* Start *

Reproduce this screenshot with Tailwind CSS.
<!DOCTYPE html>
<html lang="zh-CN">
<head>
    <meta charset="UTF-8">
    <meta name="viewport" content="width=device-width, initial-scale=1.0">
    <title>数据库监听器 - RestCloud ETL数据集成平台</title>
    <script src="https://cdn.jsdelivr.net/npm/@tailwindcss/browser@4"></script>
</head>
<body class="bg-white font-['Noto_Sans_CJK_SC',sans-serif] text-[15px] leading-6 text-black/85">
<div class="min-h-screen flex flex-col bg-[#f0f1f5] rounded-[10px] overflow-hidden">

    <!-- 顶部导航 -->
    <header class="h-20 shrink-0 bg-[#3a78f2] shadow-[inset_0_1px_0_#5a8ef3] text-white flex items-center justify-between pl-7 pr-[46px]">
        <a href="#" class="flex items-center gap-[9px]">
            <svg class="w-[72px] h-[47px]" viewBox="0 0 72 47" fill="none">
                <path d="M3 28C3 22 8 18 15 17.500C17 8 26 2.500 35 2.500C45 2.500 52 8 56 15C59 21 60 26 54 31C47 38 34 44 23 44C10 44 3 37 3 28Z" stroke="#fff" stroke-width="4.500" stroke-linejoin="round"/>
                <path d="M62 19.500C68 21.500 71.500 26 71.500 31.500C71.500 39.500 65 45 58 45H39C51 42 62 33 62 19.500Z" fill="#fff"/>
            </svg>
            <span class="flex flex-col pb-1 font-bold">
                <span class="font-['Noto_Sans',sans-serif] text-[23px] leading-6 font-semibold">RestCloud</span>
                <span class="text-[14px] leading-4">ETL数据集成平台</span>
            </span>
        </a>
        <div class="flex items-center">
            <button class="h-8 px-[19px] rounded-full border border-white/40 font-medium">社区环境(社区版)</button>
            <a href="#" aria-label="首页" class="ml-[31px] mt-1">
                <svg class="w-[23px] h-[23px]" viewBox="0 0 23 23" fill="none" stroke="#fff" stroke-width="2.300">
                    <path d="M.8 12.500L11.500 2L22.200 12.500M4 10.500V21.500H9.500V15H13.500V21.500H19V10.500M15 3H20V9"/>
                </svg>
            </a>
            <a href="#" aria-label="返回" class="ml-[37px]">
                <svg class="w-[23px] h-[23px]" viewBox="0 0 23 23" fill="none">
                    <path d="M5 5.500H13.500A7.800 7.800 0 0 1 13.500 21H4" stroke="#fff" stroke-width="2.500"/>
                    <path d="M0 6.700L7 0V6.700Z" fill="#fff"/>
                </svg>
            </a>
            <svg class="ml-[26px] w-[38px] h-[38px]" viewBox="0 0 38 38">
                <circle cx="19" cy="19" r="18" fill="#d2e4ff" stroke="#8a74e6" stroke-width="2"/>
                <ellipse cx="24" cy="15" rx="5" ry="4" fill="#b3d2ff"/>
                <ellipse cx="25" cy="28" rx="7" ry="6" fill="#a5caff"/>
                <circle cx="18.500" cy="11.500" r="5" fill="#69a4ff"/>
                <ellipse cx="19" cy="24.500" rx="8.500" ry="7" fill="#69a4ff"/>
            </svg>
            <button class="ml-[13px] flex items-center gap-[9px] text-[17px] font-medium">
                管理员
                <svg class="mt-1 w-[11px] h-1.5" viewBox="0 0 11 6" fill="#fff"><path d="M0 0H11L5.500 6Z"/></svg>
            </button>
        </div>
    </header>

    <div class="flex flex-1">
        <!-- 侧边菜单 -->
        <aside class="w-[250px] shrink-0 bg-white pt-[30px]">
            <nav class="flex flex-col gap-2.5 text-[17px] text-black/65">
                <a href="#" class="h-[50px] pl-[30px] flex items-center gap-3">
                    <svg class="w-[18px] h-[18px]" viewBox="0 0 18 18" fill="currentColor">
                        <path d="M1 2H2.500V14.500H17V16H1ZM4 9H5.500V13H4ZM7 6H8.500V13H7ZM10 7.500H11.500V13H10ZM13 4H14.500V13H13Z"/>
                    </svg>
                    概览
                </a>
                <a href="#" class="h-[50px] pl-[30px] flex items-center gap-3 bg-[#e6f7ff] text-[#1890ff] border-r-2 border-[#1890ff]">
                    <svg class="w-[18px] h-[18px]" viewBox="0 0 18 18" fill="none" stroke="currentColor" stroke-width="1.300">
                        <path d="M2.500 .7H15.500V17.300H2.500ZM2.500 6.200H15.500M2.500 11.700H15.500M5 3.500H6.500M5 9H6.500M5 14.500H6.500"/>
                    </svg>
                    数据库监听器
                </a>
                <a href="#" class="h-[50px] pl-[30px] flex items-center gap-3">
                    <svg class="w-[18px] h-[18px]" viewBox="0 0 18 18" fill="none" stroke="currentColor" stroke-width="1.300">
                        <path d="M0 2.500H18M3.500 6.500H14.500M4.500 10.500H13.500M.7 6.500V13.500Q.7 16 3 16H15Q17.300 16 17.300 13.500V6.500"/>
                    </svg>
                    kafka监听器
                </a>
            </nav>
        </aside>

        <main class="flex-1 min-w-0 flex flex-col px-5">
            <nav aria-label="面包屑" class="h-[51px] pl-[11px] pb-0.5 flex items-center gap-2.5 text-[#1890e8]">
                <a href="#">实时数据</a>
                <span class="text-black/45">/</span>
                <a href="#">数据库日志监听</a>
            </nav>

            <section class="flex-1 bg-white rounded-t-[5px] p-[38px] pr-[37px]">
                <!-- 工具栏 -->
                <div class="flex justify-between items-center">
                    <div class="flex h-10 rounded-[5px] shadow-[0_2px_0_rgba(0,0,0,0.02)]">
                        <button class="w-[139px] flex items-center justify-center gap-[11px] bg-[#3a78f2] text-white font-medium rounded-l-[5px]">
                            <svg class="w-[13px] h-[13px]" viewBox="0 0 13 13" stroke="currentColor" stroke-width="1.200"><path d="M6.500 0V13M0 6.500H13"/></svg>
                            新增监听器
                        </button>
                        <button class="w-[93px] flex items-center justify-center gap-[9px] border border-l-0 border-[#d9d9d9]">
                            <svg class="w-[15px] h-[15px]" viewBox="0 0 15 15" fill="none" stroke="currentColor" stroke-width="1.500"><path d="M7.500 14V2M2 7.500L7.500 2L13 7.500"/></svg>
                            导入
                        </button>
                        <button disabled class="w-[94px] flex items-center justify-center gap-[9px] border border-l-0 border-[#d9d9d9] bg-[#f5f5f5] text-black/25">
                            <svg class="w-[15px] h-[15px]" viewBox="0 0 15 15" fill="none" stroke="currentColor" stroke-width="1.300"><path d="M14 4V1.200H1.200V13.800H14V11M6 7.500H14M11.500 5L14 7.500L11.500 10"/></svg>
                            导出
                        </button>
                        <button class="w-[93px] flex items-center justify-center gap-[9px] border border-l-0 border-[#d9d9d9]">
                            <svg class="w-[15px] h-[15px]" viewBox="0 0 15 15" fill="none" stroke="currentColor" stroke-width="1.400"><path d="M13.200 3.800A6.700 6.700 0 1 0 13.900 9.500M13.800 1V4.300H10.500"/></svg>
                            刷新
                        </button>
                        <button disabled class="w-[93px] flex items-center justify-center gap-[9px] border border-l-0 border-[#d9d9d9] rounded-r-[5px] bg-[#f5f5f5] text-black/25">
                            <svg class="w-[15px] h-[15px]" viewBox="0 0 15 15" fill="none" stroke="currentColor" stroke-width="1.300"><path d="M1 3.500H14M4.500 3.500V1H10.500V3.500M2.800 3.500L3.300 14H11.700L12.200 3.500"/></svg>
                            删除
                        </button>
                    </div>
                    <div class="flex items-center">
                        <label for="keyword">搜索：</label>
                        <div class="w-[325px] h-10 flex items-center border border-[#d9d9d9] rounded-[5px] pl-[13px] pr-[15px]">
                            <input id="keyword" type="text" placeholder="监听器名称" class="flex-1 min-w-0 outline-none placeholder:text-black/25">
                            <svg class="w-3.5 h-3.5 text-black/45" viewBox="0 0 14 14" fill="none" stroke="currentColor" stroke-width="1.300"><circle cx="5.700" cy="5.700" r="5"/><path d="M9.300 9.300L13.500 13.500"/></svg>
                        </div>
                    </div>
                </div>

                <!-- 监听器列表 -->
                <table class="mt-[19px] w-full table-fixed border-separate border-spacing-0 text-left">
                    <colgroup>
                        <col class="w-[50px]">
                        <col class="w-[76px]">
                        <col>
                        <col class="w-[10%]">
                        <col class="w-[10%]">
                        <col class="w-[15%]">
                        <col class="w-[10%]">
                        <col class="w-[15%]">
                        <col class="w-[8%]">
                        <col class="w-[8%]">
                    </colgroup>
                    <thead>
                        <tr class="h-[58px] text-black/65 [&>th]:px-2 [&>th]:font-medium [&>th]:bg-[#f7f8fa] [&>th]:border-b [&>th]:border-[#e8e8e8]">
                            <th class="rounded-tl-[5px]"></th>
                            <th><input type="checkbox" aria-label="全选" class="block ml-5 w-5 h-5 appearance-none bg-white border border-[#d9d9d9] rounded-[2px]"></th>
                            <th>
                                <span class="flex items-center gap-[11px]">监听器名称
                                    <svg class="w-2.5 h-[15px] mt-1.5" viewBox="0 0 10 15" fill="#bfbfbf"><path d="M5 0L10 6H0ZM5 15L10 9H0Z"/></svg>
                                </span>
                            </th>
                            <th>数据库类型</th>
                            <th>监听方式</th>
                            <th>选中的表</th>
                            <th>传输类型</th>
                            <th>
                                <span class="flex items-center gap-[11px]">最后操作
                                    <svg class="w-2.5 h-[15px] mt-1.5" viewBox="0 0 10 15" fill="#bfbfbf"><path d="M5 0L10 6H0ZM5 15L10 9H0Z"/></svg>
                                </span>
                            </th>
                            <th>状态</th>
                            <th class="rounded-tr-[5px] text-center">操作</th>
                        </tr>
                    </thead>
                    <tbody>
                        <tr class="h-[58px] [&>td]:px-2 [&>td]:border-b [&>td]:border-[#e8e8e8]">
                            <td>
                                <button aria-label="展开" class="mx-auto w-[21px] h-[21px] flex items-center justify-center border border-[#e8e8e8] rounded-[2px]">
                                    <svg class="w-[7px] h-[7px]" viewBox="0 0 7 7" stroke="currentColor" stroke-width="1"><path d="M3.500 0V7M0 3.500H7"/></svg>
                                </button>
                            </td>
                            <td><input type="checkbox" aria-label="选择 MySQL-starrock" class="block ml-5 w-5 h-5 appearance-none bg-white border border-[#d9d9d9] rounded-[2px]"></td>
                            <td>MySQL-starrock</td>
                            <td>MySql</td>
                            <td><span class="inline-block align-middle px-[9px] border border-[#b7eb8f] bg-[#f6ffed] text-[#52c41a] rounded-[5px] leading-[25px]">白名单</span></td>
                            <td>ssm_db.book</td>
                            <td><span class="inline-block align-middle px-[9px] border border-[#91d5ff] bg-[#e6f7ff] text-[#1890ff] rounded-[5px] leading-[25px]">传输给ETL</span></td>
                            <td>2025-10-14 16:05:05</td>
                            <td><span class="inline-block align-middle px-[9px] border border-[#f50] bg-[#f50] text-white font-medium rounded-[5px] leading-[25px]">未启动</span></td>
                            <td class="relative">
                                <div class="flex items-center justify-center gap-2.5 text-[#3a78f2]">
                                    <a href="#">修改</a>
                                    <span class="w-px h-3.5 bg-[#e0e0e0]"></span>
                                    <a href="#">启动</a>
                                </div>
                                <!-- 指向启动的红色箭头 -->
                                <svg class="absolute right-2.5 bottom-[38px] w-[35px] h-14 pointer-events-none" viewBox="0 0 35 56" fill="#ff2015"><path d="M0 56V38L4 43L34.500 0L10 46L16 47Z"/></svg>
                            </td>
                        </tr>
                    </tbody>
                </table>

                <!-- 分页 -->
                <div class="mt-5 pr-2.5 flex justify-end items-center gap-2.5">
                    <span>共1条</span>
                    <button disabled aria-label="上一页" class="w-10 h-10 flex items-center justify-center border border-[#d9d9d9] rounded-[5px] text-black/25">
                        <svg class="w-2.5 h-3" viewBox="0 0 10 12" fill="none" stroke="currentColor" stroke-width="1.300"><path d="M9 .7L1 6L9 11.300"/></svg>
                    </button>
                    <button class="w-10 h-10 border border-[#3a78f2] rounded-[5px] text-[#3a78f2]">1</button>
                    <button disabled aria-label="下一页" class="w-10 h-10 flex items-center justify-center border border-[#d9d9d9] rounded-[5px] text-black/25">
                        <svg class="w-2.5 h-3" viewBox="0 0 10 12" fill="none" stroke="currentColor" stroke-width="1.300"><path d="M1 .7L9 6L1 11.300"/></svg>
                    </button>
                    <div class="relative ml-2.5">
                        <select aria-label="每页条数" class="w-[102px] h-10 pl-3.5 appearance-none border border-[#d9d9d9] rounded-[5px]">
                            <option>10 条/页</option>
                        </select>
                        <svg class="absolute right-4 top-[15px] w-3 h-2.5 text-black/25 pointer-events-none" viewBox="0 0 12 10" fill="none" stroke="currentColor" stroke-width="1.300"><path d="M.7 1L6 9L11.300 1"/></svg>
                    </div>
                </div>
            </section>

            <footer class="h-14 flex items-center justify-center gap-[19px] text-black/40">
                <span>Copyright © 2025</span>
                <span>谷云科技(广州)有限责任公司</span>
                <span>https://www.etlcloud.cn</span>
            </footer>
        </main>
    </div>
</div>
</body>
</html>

* End *

» EXERCISE OBJECTIVE: Quote exactly the opening line of the material above and every line after it, up to and including the line that contains "flex flex-col bg-[#f0f1f5]".

» RIGHT ANSWER:
Reproduce this screenshot with Tailwind CSS.
<!DOCTYPE html>
<html lang="zh-CN">
<head>
    <meta charset="UTF-8">
    <meta name="viewport" content="width=device-width, initial-scale=1.0">
    <title>数据库监听器 - RestCloud ETL数据集成平台</title>
    <script src="https://cdn.jsdelivr.net/npm/@tailwindcss/browser@4"></script>
</head>
<body class="bg-white font-['Noto_Sans_CJK_SC',sans-serif] text-[15px] leading-6 text-black/85">
<div class="min-h-screen flex flex-col bg-[#f0f1f5] rounded-[10px] overflow-hidden">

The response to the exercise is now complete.